A couple of simple mysteries, available to anyone, help explain why this might be so. The first is the question of whether mathematics is created or discovered. Some mathematicians believe that mathematics is a system invented by human beings and that it is shaped as it is by the tendencies of human beings toward particular types of thinking. This is a minority view. The majority believe that mathematics exists as if independently of human thought and that the discoveries that mathematicians make are a mapping of an independent and timeless territory, a sort of parallel world where nothing is good or evil but everything is true.

There is also the observation by the Canadian mathematician Robert Langlands that mathematics is not complete, and because of its nature may never be. Mathematics, which attempts to define infinity, may itself be infinite.

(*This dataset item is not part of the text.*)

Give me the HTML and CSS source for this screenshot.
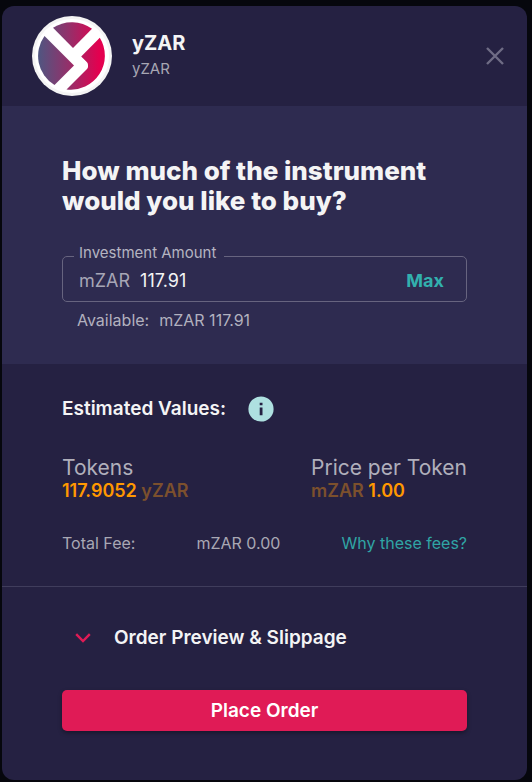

For theologians in antiquity, infinity was a property of God. Being finite, humans were believed to be incapable of conceiving of infinity on their own. God gave us the ability, they thought, as a means of understanding his nature. Theologians were even a little touchy about his sole possession of it. In “Leaders of the Reformation,” published in London in 1859, John Tulloch quotes Martin Luther, sounding a little piqued in a dispute at a conference in 1529, saying: “I will have nothing to do with your mathematics! God is above mathematics!”